## [Task to complete]
Copy each line of the data below exactly, leaving out pictures.

## [Stored data]
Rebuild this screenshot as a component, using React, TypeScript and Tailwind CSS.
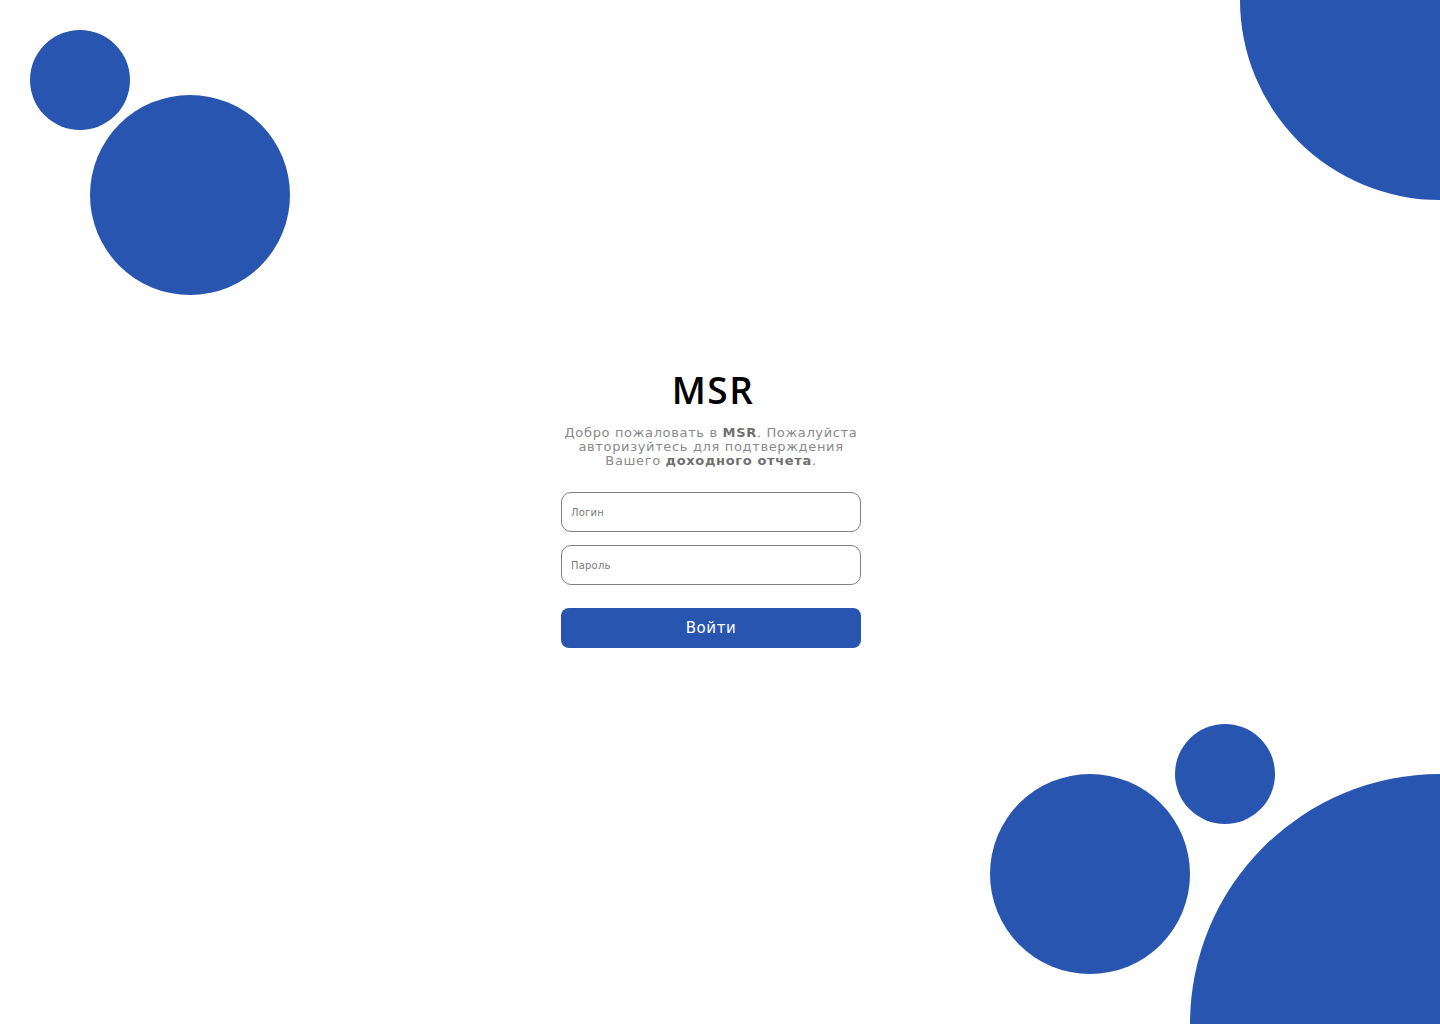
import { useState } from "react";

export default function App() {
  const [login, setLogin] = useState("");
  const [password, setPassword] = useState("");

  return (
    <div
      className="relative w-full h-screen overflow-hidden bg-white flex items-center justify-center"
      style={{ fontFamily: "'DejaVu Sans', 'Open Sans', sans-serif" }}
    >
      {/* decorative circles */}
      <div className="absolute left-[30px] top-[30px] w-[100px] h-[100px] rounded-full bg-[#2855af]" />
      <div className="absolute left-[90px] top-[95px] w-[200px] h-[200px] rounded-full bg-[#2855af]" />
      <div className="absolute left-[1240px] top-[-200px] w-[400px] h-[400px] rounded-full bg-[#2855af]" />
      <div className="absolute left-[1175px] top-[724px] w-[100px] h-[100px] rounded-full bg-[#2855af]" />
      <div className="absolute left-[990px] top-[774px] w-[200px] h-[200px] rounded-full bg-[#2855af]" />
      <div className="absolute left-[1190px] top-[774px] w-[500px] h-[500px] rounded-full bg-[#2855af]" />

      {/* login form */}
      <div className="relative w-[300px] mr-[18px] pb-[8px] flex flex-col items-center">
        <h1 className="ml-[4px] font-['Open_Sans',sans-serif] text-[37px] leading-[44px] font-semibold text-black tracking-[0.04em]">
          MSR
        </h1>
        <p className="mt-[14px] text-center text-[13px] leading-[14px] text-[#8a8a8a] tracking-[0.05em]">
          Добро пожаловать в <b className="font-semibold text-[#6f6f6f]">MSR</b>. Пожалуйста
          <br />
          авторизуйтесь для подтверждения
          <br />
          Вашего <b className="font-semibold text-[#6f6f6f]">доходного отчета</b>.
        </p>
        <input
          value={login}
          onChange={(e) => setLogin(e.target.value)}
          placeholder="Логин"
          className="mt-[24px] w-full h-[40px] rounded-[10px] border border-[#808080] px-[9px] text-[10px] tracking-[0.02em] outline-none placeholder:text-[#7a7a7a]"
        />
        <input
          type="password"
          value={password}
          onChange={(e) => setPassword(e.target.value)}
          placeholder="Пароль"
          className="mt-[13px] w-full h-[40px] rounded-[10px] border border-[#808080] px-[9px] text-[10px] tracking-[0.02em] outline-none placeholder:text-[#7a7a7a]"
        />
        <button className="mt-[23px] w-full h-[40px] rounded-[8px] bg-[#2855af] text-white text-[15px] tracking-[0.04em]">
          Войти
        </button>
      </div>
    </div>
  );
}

## [The output]
Rebuild this screenshot as a component, using React, TypeScript and Tailwind CSS.
import { useState } from "react";

export default function App() {
  const [login, setLogin] = useState("");
  const [password, setPassword] = useState("");

  return (
    <div
      className="relative w-full h-screen overflow-hidden bg-white flex items-center justify-center"
      style={{ fontFamily: "'DejaVu Sans', 'Open Sans', sans-serif" }}
    >
      {/* decorative circles */}
      <div className="absolute left-[30px] top-[30px] w-[100px] h-[100px] rounded-full bg-[#2855af]" />
      <div className="absolute left-[90px] top-[95px] w-[200px] h-[200px] rounded-full bg-[#2855af]" />
      <div className="absolute left-[1240px] top-[-200px] w-[400px] h-[400px] rounded-full bg-[#2855af]" />
      <div className="absolute left-[1175px] top-[724px] w-[100px] h-[100px] rounded-full bg-[#2855af]" />
      <div className="absolute left-[990px] top-[774px] w-[200px] h-[200px] rounded-full bg-[#2855af]" />
      <div className="absolute left-[1190px] top-[774px] w-[500px] h-[500px] rounded-full bg-[#2855af]" />

      {/* login form */}
      <div className="relative w-[300px] mr-[18px] pb-[8px] flex flex-col items-center">
        <h1 className="ml-[4px] font-['Open_Sans',sans-serif] text-[37px] leading-[44px] font-semibold text-black tracking-[0.04em]">
          MSR
        </h1>
        <p className="mt-[14px] text-center text-[13px] leading-[14px] text-[#8a8a8a] tracking-[0.05em]">
          Добро пожаловать в <b className="font-semibold text-[#6f6f6f]">MSR</b>. Пожалуйста
          <br />
          авторизуйтесь для подтверждения
          <br />
          Вашего <b className="font-semibold text-[#6f6f6f]">доходного отчета</b>.
        </p>
        <input
          value={login}
          onChange={(e) => setLogin(e.target.value)}
          placeholder="Логин"
          className="mt-[24px] w-full h-[40px] rounded-[10px] border border-[#808080] px-[9px] text-[10px] tracking-[0.02em] outline-none placeholder:text-[#7a7a7a]"
        />
        <input
          type="password"
          value={password}
          onChange={(e) => setPassword(e.target.value)}
          placeholder="Пароль"
          className="mt-[13px] w-full h-[40px] rounded-[10px] border border-[#808080] px-[9px] text-[10px] tracking-[0.02em] outline-none placeholder:text-[#7a7a7a]"
        />
        <button className="mt-[23px] w-full h-[40px] rounded-[8px] bg-[#2855af] text-white text-[15px] tracking-[0.04em]">
          Войти
        </button>
      </div>
    </div>
  );
}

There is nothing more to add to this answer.